Esse regime inaugura uma forma de responsabilidade administrativa por omissão em integridade, reforçando o caráter vinculante da política pública.
6. Transparência, monitoramento e controle social
A Portaria impõe à CGU e aos órgãos públicos federais o dever de publicar, em transparência ativa, os resultados das avaliações e reavaliações realizadas, inclusive as informações sobre:
- contratos de grande vulto avaliados; e
- processos de reabilitação de empresas sancionadas.
Essa disposição amplia a accountability do sistema, permitindo que sociedade, concorrentes e órgãos de controle verifiquem a efetividade dos programas e a coerência das decisões administrativas.
O SAMPI passa a atuar, portanto, como uma plataforma pública de integridade, conectando informações sobre riscos, desempenho e conformidade empresarial.
7. Impactos práticos e desafios de implementação
Do ponto de vista empresarial, a Portaria 226/2025 impõe um padrão mínimo de maturidade em compliance para que empresas possam contratar com o setor público federal em grandes projetos.
Isso significa que estruturas de integridade até então voluntárias passam a ser condição contratual obrigatória, especialmente em setores de infraestrutura, energia, tecnologia e concessões.

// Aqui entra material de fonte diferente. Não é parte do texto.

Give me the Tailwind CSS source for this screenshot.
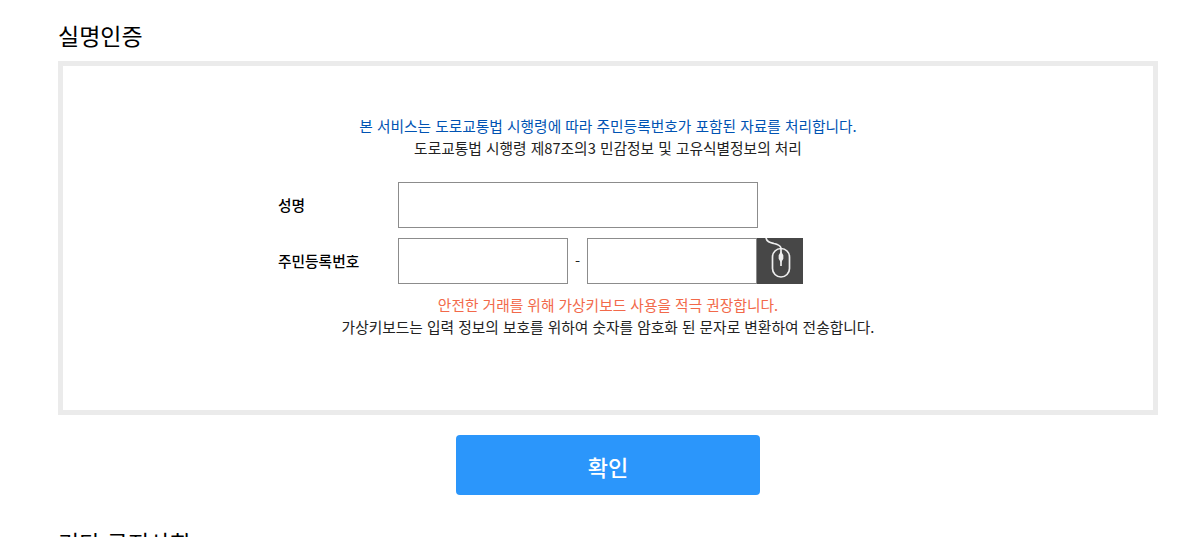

Os principais desafios para o setor privado incluem:
- documentação formal e evidencial de todos os mecanismos do programa;
- integração entre áreas jurídicas, financeiras e de auditoria;
- adequação das políticas internas ao modelo de avaliação da CGU; e
- capacitação técnica dos responsáveis pelo preenchimento e envio dos formulários.
Para a Administração Pública, o desafio é o balanceamento entre rigor técnico e segurança jurídica, evitando que a avaliação de integridade se converta em instrumento de exclusão indevida de empresas, sem descurar da efetiva prevenção de fraudes e ilícitos.
8. Considerações finais
A Portaria Normativa SE/CGU nº 226/2025 consolida um novo paradigma na relação entre Estado e setor privado: o da integridade como atributo de capacidade institucional, não mais apenas de reputação.
Ao vincular a aprovação de programas de integridade a parâmetros técnicos, evidências documentais e pontuação mínima, a CGU transforma a política de integridade em um mecanismo de governança contratual obrigatória, substituindo práticas declaratórias por critérios de efetividade mensurável.
O modelo instituído coloca o Brasil na vanguarda das políticas de compliance público-privado da América Latina, integrando o ciclo de contratação pública à lógica de gestão de riscos, transparência e responsabilidade corporativa.
Trata-se, portanto, de uma virada institucional que consolida a integridade como eixo estruturante da administração pública contemporânea.
Referência normativa:
BRASIL. Controladoria-Geral da União. Portaria Normativa SE/CGU nº 226, de 9 de setembro de 2025. Diário Oficial da União, Brasília, DF, 11 set. 2025. Seção 1, p. 118.